Crowley had his first formal foray into the occult in the year 1898. He met a chemist by the name of Julian L. Baker in Switzerland and the two talked about a common interest in alchemy. When they both returned to England, Baker introduced Crowley to George Cecil Jones who was a member of the Hermetic Order of the Golden Dawn. Crowley was initiated into the order that same year and it was at this time that he accepted his motto and magical name of “Frater Perdurabo”, Latin for “I shall endure to the end”. He then moved into his own luxury flat and invited a Golden Dawn associate, Allan Bennett, to live with him. Bennett began teaching Crowley more about ceremonial magic and the ritual use of drugs. A schism developed in the Golden Dawn due to the autocratic rule of MacGregor Mathers, the organization’s leader. Crowley pledged his loyalty to Mathers who agreed to initiate him into the Second Order, a further order of the Golden Dawn, where those that were rebelling against him would not. A few years later a trip to Mexico with his good friend Oscar Eckenstein prompted further study into mystical practices. Eckenstein taught many of his own mystical learnings to Crowley and recommended the Indian practice of raja yoga in order to improve control of his mind. Crowley continued practicing this throughout his travels.
Crowley married Rose Edith Kelly in 1903. It was a marriage of convenience but he actually fell in love with her and she would prove instrumental to his life. They travelled to Egypt together and, according to Crowley, Rose, who was pregnant, began experiencing visions while in the country, regularly informing him that “they are waiting for you” but gave no hints as to who “they” were.

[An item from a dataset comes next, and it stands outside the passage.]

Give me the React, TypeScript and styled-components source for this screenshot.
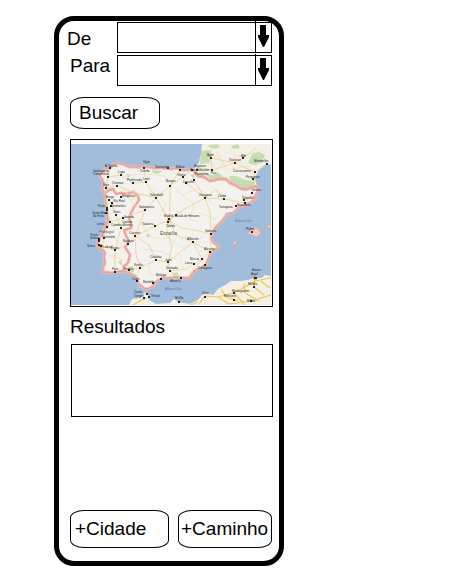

Crowley sought the aid of the Egyptian god Thoth in a magical rite and discovered that “they” were the Egyptian god Horus and his messenger. When the couple was staying in Cairo, Crowley heard a disembodied voice talking to him, claiming that it was known as Aiwass. Aiwass also claimed to be a messenger from the god Horus and gave Crowley further instructions. Over the next three days Crowley copied everything Aiwass told him and entitled it Liber AL vel Legis or The Book of the Law. This was the beginning of the philosophy of Thelema with the supreme moral law declaring “Do what thou wilt shall be the whole of the law” and that people should learn to live in tune with their “True Will”.
Upon leaving Egypt, Crowley and he wife travelled separate ways. She went back to Britain and he went to America to arrange another mountaineering expedition. He found no support and returned to Britain to find that his daughter had died and his wife suffered from alcoholism. When Rose gave birth to his second daughter, Lola Zaza, he devised a special ritual of thanksgiving. Crowley now believed he was amongst the highest level of spiritual adepts and began considering forming his own magical society.
Soon, he was successful in this endeavor, forming the Argentum Astrum. He believed that because of his spiritual attainment he could communicate directly with Aiwass. He completed several books through automatic writing that he added to the Holy Books of Thelema. Though he had his own mystic order, he was still an active member of other occult societies. He even became Grand Master of the English-speaking section of Order Templi Orientis and introduced his own degree into the society. Crowley was responsible for introducing homosexual sex magick into the O.T.O. because he believed it to be the most powerful form of magick.
Crowley would go on to continue practicing his magical ceremonies and other occult activities throughout the entirety of his life. Eventually he founded the Abbey of Thelema for his own magical order. There he and his followers spent their time living “according to their own free will and pleasure”. His practices continued until his dead in 1947 at the age of 72. There is controversy over his last words and the actual conditions of his death with several who were close to him providing different stories of the account.
Aleister Crowley certainly left his mark on history. His name is mentioned in several literary works and his personality was even used as a model for many characters. He is almost synonymous with the occult because of his vast involvement. Crowley has also been referenced in recent popular culture such as songs and movies. Fortunately, a very thorough account of his life was kept and there is a host of information on the man who was so influential to esoteric practices.